A. Fraudulent Transfer of Stock to Eunice Hansel

The issue of whether Sheldon fraudulently conveyed 25 shares of stock in Hanwinsel to his mother, Eunice, has already been decided by this Court in its prior Memorandum — Decision & Order. See Hansel, 999 F. Supp. at 701 ("[T]here is no genuine issue of fact as to any of the elements of § 273. The conveyances were therefore fraudulent under New York law, and the Government is entitled to summary judgment against the transferees."). That finding is the law of the case and defendant has offered no reasons why the Court should not adhere to its prior ruling. See Prisco v. A & D Carting Corp., 168 F.3d 593, 606 (2d Cir. 1999). There are no new facts, intervening changes of law, or other factors demonstrating that the Court made an error of law requiring departure from the prior decision. See id.

Because plaintiff is a creditor, see United States v. Kaplan, 267 F.2d 114, 117 (2d Cir. 1959); United States v. Scharfman, 1981 WL 1855, at * 5 (S.D.N.Y. Aug. 14, 1981), and the Court already found the transfers to be fraudulent pursuant to § 273, the Court need not consider whether the transfers were also fraudulent under § 276.

B. Whether Hope Hansel is a Purchaser in Good Faith

  The Court's inquiry does not end there because Eunice
re-transferred one share of Hanwinsel stock to Hope. Thus, the
conveyance may be set aside only if Hope is not a purchaser in
good faith. See N.Y. Debt. & Cred. L. §§ 278, 279; Atlantic
Bank of New York v. Toscanini, 145 A.D.2d 590, 591, 536 N.Y.S.2d 132
 (2d Dep't 1988).

Hope is the wife of Sheldon and was privy to all the stock transfers and the financial affairs of Sheldon, the farm and Hanwinsel. See generally, Jan. 8, 1998 Aff. of Hope Hansel. Thus, she knew, or reasonably should have known, the value of Sheldon's assets and liabilities, including the tax assessment, and the ramifications of the stock transfers. See Schmitt v. Morgan, 136 A.D.2d 792, 793, 523 N.Y.S.2d 252 (3d Dep't 1988).

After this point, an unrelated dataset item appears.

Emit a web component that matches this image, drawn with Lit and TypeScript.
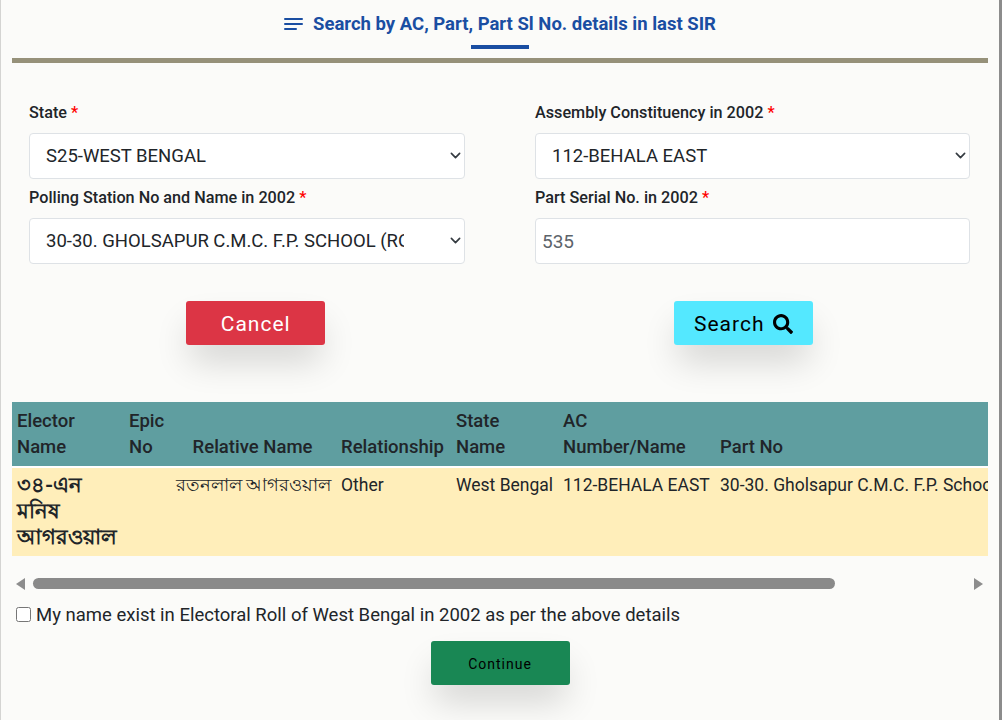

Furthermore, Hope received her one share of stock from Eunice "in consideration of the 25 years that [Hope] had spent caring for Eunice [] in [her] home and [] because the dedication that [Hope] had shown in maintaining the family farm convinced [Eunice] that [Hope] was in the best position to see that the farm continued to operate in accordance with [Eunice's] desires." Id. at 35. Hope stated at deposition that she did not have any contract with Eunice to provide services to her. See Dep. of Hope Hansel, at 9. Hope also did not include this share of stock as income on her 1995 tax return, which she would have been required to if, indeed, such stock was given to her as payment for services rendered.

These facts demonstrate that the transfer of the one share of stock was more akin to a gift than a conveyance for fair value in satisfaction of an antecedent debt. Aside from Hope's unsubstantiated and conclusory statements in her affidavit, there is no evidence of: (1) an antecedent debt owed to Hope by Eunice "for the labor she had supplied Eunice;" (2) an implied promise by Eunice to pay Hope for "services;" (3) an actual agreement by Eunice to pay Hope for 25 years of caring for her in their home; or (4) the value of any alleged antecedent debt. Even if the Court assumed that Eunice gave the share of stock to Hope in exchange for past services, this would not be a valid contract because it would be based upon past consideration, see Pershall v. Elliott, 249 N.Y. 183, 188, 163 N.E. 554 (1928); rather, it would have been a gift.

Accordingly, the facts support a finding that Hope Hansel was not a purchase in good faith because: (1) she knew the nature of the original conveyances, see Anderson v. Blood, 152 N.Y. 285, 293, 46 N.E. 493 (1897); Schmitt, 136 A.D.2d at 793, 523 N.Y.S.2d 252; Farm Stores, Inc. v. School Feeding Corp., 102 A.D.2d 249, 255, 477 N.Y.S.2d 374 (2d Dep't 1984), appeal dismissed, 63 N.Y.2d 741, 480 N.Y.S.2d 208, 469 N.E.2d 529 (1984); and (2) she did not pay fair consideration for the one share of Hanwinsel stock. See N.Y. Cred. & Debt. L. § 278(2); Gager v. Pittsford Develop. Corp., 6 Misc.2d 873, 875, 164 N.Y.S.2d 324 (Sup.Ct. 1957).


For the foregoing reasons, plaintiff's motion for summary judgment is GRANTED. The Court finds that: (1) the 1989 transfer of stock by Sheldon Hansel to Eunice Hansel was fraudulent under N.Y. Cred. & Debt. L. § 273; (2) Eunice Hansel was not a purchaser for fair consideration; (3) Hope Hansel was not a purchaser for fair consideration; (4) the stock conveyances must be set aside and Sheldon Hansel is the true owner of the subject one share of Hanwinsel stock; and (5) the United States may foreclose the tax liens on Sheldon Hansel's stock in Hanwinsel through judicial sale and a distribution of the proceeds to satisfy Hansel's liability to the United States. The United States is directed to submit an appropriate order within 30 days of the date of this decision upon which judgment may be entered.